* Short problem *
Work out how many lines of the listing hold the string "components". Answer with that number alone.

* Data *

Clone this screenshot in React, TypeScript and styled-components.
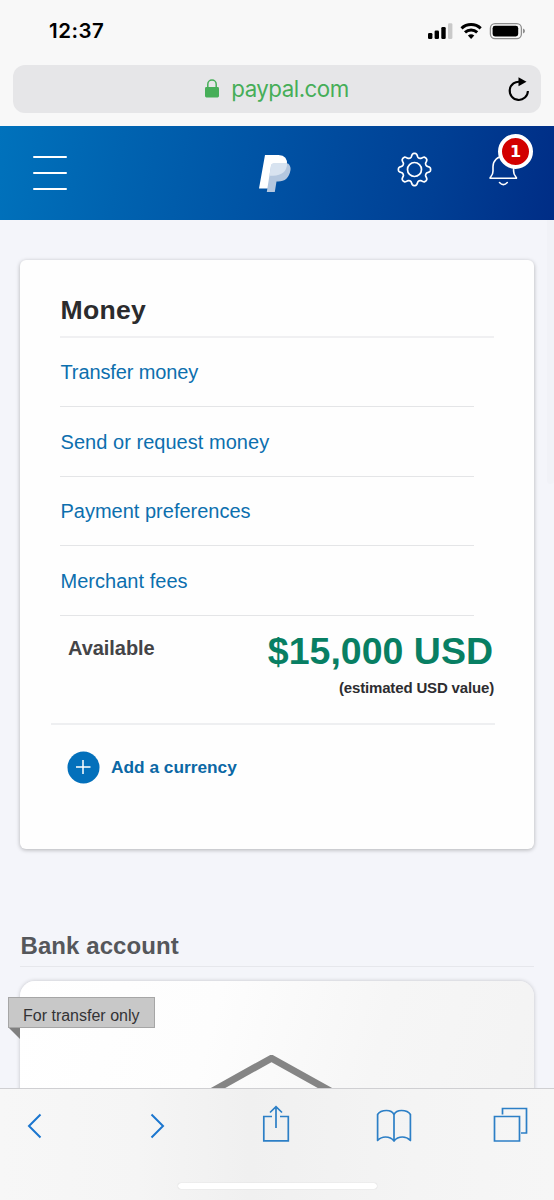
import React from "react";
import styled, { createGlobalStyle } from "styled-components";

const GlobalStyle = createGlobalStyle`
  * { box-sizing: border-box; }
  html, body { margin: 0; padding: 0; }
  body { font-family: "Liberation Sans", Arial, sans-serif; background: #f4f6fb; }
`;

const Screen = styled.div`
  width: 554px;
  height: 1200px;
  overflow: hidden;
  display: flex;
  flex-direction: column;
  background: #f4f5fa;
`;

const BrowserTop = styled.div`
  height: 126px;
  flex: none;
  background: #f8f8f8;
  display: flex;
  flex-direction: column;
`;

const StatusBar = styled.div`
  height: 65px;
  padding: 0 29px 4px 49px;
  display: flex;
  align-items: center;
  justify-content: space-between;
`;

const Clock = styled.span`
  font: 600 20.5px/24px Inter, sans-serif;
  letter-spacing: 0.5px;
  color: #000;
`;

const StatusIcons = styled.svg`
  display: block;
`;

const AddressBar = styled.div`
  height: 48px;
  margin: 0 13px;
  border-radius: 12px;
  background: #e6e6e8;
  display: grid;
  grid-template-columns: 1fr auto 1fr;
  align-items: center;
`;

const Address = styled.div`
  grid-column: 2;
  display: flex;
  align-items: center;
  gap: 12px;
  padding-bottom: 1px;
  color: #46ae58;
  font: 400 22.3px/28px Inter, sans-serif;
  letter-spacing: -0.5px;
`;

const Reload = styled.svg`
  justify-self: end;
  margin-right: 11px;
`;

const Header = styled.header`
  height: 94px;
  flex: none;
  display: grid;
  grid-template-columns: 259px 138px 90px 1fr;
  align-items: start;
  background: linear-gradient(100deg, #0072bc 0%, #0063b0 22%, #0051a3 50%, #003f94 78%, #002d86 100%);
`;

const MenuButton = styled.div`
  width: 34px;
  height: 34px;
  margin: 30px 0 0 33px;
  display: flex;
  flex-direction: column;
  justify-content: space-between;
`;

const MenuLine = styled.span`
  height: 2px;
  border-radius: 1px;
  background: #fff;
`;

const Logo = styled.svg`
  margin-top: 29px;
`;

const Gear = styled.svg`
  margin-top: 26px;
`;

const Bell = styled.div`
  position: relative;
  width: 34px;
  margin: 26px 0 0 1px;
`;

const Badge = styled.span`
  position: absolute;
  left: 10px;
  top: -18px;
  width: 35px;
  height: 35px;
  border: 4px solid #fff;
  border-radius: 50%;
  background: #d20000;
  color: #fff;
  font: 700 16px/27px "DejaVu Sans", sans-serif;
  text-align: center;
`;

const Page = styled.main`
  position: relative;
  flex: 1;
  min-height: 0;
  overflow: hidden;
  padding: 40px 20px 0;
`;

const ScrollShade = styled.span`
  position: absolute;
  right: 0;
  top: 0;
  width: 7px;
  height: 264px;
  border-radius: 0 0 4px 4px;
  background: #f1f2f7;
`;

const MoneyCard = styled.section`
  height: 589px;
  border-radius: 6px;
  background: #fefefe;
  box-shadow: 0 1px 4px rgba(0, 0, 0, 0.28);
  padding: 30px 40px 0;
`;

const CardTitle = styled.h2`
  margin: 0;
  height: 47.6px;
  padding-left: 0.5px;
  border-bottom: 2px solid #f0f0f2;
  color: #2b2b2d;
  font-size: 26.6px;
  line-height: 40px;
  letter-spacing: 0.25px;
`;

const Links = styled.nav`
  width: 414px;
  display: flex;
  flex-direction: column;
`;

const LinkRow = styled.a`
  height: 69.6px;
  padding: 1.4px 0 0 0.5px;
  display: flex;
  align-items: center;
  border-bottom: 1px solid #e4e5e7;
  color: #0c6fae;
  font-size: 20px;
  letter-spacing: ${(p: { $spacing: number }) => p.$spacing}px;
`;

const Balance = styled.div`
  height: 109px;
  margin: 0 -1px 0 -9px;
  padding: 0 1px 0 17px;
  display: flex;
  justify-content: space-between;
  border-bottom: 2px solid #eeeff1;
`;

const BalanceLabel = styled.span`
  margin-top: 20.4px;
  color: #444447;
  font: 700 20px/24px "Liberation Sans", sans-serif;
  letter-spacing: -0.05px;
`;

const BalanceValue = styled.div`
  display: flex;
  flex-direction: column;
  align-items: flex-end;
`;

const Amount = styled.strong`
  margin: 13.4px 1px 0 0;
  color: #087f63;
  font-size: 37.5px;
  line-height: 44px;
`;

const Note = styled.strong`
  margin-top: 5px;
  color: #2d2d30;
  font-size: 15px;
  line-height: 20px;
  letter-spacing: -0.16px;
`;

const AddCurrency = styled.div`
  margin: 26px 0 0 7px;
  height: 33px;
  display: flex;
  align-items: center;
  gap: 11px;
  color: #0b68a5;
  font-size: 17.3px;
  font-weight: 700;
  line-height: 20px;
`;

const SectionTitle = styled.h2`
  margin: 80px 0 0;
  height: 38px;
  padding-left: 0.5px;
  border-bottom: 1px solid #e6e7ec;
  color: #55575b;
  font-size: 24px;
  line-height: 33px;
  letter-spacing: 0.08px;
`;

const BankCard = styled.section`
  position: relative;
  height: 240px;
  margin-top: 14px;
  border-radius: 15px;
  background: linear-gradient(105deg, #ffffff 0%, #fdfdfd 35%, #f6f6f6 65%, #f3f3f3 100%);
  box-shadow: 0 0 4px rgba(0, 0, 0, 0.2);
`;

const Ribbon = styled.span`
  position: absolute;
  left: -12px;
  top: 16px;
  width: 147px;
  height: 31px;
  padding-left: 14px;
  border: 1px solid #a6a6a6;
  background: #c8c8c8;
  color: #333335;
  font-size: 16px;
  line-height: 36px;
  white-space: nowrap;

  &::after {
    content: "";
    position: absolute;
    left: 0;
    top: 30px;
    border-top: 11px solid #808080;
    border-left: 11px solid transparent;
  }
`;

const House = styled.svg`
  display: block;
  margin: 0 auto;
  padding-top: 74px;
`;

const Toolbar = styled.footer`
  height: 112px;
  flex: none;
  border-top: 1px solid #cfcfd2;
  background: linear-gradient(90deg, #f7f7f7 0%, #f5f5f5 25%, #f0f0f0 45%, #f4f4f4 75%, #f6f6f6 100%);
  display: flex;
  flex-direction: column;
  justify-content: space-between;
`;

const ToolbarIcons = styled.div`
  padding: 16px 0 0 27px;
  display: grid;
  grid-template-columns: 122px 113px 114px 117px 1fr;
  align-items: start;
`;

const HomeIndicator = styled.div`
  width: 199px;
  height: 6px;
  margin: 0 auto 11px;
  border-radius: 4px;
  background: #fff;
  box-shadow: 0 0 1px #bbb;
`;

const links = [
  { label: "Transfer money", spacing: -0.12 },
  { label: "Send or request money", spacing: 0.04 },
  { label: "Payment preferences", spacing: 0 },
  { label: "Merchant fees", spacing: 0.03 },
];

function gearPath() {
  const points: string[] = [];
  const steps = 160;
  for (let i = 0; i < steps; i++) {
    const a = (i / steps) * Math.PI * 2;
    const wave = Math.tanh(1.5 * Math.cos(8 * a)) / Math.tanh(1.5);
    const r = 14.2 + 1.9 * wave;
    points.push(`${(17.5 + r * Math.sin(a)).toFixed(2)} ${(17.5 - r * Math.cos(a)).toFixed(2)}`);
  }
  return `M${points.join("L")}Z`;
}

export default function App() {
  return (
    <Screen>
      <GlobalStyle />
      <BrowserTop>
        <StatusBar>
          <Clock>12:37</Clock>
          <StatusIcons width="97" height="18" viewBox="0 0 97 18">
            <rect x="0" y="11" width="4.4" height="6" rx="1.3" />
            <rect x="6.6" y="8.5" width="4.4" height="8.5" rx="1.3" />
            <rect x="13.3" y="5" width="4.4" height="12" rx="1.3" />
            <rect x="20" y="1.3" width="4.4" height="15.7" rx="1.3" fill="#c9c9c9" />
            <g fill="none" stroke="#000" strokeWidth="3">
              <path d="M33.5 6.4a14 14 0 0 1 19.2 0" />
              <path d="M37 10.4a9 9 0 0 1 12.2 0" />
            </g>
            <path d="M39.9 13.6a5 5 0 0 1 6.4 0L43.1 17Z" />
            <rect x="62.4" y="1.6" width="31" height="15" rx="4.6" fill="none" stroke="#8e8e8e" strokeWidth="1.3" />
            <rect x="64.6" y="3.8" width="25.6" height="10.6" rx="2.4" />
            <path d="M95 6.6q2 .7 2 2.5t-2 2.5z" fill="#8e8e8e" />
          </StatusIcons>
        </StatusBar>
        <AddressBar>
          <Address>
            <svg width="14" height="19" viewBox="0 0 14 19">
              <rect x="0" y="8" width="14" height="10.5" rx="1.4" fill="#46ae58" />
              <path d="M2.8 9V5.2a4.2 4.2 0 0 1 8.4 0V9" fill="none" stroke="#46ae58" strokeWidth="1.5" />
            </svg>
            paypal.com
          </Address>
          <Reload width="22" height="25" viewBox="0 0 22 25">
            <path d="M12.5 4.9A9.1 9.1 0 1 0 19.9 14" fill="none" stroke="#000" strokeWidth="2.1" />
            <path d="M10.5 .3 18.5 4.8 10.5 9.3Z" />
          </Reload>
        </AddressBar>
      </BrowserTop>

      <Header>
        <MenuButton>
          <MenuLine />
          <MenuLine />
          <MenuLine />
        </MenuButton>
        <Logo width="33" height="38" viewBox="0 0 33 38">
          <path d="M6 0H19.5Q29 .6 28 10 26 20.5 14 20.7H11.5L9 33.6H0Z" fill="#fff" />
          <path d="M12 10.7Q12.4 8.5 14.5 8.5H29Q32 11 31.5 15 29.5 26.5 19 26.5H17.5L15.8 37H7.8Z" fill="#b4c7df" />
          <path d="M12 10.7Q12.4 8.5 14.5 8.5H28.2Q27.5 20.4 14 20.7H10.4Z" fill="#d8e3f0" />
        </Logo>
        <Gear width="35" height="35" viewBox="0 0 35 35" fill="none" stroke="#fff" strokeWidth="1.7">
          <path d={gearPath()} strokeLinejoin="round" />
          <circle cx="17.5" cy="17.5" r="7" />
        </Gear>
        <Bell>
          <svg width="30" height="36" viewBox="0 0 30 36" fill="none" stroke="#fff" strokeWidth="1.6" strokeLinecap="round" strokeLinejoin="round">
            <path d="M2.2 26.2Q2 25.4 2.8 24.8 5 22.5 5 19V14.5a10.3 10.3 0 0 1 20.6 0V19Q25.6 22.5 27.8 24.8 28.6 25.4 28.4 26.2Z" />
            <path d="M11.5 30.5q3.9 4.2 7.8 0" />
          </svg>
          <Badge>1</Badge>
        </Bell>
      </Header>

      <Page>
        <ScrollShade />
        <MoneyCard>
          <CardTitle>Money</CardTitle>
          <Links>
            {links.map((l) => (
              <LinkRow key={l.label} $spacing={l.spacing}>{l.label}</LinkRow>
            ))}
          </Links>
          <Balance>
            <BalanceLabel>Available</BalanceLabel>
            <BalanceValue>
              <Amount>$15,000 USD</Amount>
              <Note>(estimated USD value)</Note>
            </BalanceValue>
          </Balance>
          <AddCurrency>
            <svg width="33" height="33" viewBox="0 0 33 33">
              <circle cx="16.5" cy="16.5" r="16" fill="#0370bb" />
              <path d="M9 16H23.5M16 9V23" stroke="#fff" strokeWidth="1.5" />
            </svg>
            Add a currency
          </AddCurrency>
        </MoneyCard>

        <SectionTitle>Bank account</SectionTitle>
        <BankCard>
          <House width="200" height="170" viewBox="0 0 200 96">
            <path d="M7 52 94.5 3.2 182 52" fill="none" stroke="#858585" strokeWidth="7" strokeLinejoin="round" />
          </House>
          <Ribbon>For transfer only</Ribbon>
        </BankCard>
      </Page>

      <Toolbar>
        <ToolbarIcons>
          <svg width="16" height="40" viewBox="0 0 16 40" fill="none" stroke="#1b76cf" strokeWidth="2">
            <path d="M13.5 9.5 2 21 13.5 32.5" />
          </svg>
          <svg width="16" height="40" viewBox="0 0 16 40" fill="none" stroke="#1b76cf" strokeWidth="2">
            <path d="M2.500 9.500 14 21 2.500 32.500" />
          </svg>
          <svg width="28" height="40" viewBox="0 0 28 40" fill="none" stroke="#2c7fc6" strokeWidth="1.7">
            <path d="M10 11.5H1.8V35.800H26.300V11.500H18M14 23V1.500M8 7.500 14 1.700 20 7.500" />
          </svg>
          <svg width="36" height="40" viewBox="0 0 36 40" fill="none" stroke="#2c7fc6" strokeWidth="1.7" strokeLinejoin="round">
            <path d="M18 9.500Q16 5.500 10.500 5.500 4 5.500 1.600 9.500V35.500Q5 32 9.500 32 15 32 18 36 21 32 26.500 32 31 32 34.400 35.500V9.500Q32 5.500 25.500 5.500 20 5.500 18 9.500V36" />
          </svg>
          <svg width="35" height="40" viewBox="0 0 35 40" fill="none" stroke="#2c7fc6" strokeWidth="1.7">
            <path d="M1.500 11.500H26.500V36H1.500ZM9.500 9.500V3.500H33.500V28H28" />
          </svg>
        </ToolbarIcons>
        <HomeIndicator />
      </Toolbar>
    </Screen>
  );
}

* Exercise output *
2